Everyone chose to exit at the next floor.
I spent fifteen minutes stuck in an elevator on the way to teaching a class. Fortunately the emergency phone did work, help was dispatched, and I actually made it to class on time. (The elevators in this building were infamous, so I always set out early to allow time for disasters.) A much better story: Years ago I was in an elevator in my dormitory when some sort of braking mechanism failed and the elevator plummeted six floors. From the sixth floor on down, people reported having heard an “Oh shiiiiiiiiiiiiiiiiiiiiit” receding into the distance as the elevator flew by.
Come to think of it I’ve only been stuck temporarily in an elevator, then never lasted more than a minute or two.
But there was one elevator that you always avoided on a Friday afternoon, the one in the old Providence Police HQ. Because if you got stuck you’d be there all weekend. On Fridays everybody used the stairs.
Otis Elevator has a building in Albany. It only has one floor.
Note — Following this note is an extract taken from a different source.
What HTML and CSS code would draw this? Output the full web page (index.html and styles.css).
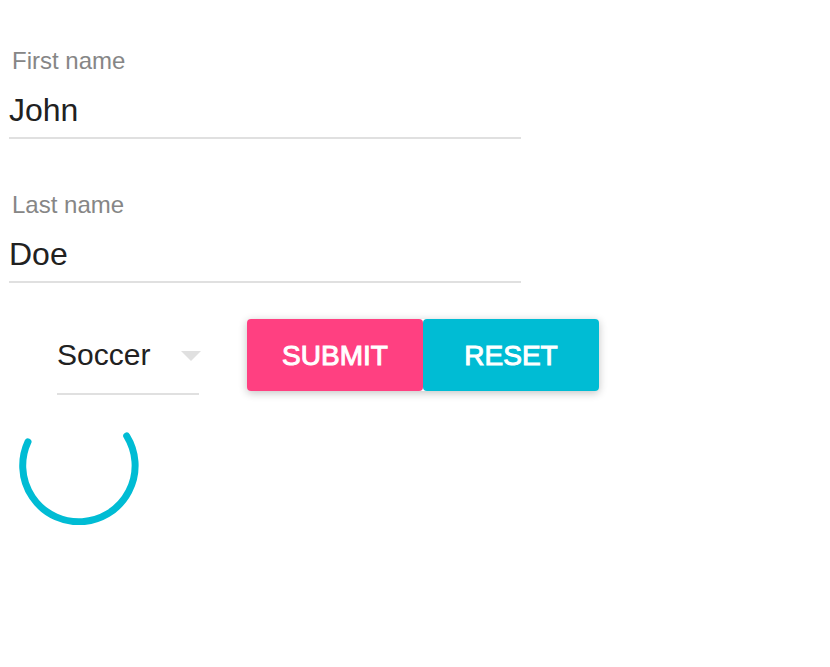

Is there a reason for this? 😉
@chezjake: probably because if there was an elevator and it stopped working, the irony would cause the whole company to implode.
The one time I was stuck in an elevator, it was for an hour. I was in a hotel in Montreal; the music ensemble I was part of was on tour, and we were supposed to leave the hotel a for rehearsal in the concert hall where we would be playing that evening. We managed to get stuck between the second and fourth floors (for some reason, there was no third floor). Oh yes, our conductor was with us in the elevator. Since I was one of the librarians at the time, I had half of the music folders with me (the woodwind parts).
Ultimately, one of the buses took the non-woodwind players to the concert hall for a sectional, while the other bus waited for those of us who were stuck to be rescued.
The arts tower at the University of Sheffield has a paternoster, rather than an elevator – the only one I have ever encountered. Getting stuck between floors was not a real issue, therefore; but there were *dire* warning labels about trying to ride around either the top or bottom of the loop. I never did try :(.